As Will worked to expose Cyclops’ plot, eventually determining that Cyclops was a faction of the Ku Klux Klan, he found himself growing disillusioned by the lack of support from Gardner, who had insisted that Will keep his true identity a secret from the “less tolerant” members of the Minutemen. After a violent incident at a theater in Harlem, Will followed a pair of men out of the theater and to a warehouse owned by the same arsonist and Klansman he had initially apprehended years earlier. After a call to Gardner for backup was completely dismissed, Will took matters into his own hands, shooting the warehouse owner, several other police officers and their affiliates, and, in a moment of karmic justice, strangling the officer who had led the group of police that had lynched Will and created Hooded Justice. He also torched the warehouse and brought a projector home with him.

Upon returning home, Will found his young son applying the same caucasian makeup around his eyes and wearing Hooded Justice’s noose around his neck. Will attempted to forcefully remove the makeup from the boy, but his wife stopped him and told him that they were going back to Tulsa and that he needed to stay away from Tulsa and from them. And it certainly seems like he did just that, as the next memory Angela experiences is Will’s return to Tulsa as a wheelchair-bound centenarian, his eventual confrontation with Judd Crawford, and the revelation that Will used a modified version of the Klan’s projector technology to make Crawford hang himself.

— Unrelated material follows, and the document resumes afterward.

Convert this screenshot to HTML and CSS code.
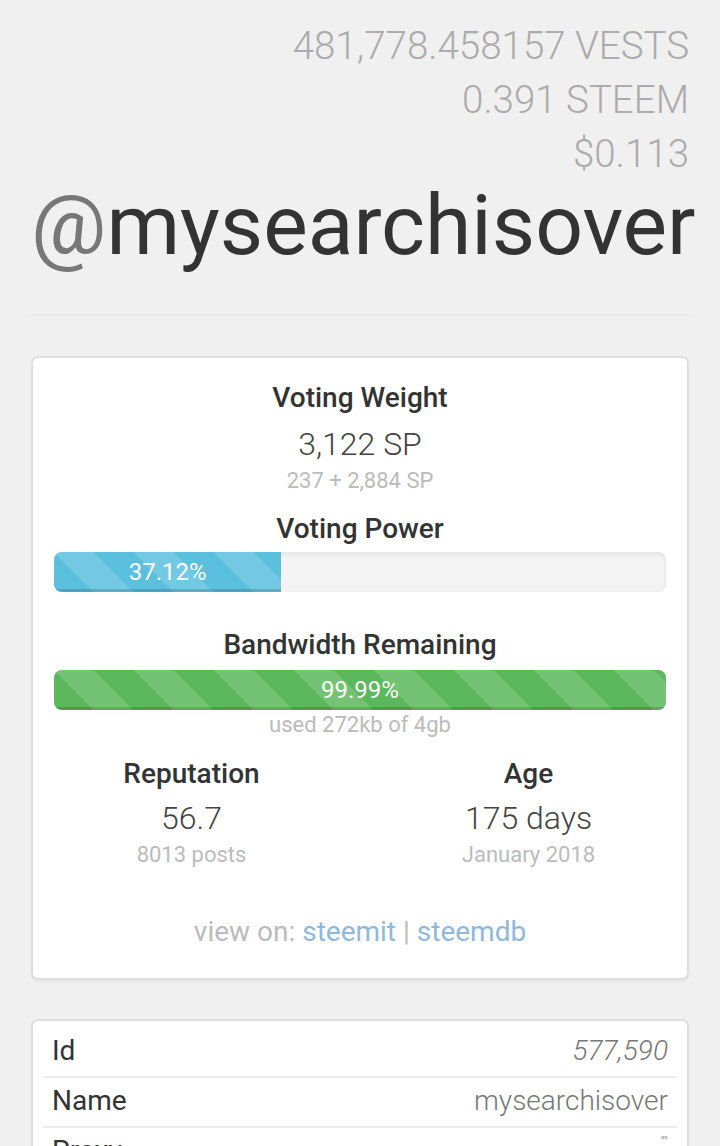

After experiencing that memory, Angela wakes up in Lady Trieu’s care.

One of the biggest issues that I had with Zack Snyder’s Watchmen was that while he faithfully recreated a great deal of the original limited series’ images, it felt like he missed a lot of the source material’s messages, and a lot of the urgency of the original series was lost because the Cold War, one of the biggest themes of the comic series, was long over by the time the movie came out. And that’s probably the biggest thing that this series has gotten right – they’ve traded in the Cold War for the long-simmering racial tension that has been present in this country for almost as long as it has been a country.

With the resurgence of white supremacist beliefs and hate groups in the United States over the past few years, making racism one of the central themes of this show gives it an urgency similar to that of the original comic series, and this re-imagining of Hooded Justice in that lens is easily the best link to the original series that I think they’ve done yet.

For those unaware, Hooded Justice was the only member of the original Minutemen team whose real identity was never revealed, and thus, whose fate was never known. There was a theory that he was an Eastern German strongman whose body was found around the time that Hooded Justice was believed to have been killed, and the show touched upon that masterfully in one of the earlier episodes as a red herring that Will used to keep his identity a secret. Also, there was speculation in the original comic series that HJ was a Nazi or Nazi sympathizer, and the paper that Will carried around that said “Take care of this boy” (the one that Angela accidentally set on fire) was the tract that Germans were using at the end of World War I to try to convince African-American soldiers not to return home to the States and instead to stay and fight for Germany. Also, one of Alan Moore’s biggest intentions with Watchmen was to show that these heroes weren’t to be idolized and that many of them weren’t even particularly good people, and Will’s story in this episode certainly brings that to light, as Will’s desire to fight the racism that he’d experienced his entire life ended up costing him his family (and, most probably, his job, though that’s never explicitly stated). And finally, probably the most Easter Egg callback, Hooded Justice’s character design was originally supposed to be for an unused character called “Brother Night”, so Angela’s police name, coupled with her identity as Hooded Justice’s granddaughter, was a well-done nod to the source material.

On top of that, this episode was probably the best-directed of the season so far, with the musical pieces used to highlight the flashback scenes being every bit as perfectly chosen as all of the other music used so far. The uses of color and black-and-white and Will’s mother playing the piano as Angela moved from memory to memory was an especially nice touch, and I look forward to watching this episode again and seeing how many little cues and nods to the original series that I missed. I’d be lying if I didn’t echo some of Jeremy’s concerns that Lindelof’s track record is making me nervous that we’re not going to get all of the pieces in place by the time this limited series wraps up in a few weeks. Even if we don’t, though, this series has been a worthy spiritual successor to the original series, and one of the best new shows on television this fall.

9.2
The final score: review Amazing
The 411
Another top-notch outing from one of the best new shows of the year, ‘This Extraordinary Being’ tells a different kind of superhero origin story, one that’s both a huge departure from the original character in the graphic novels and also arguably the best homage to that original series.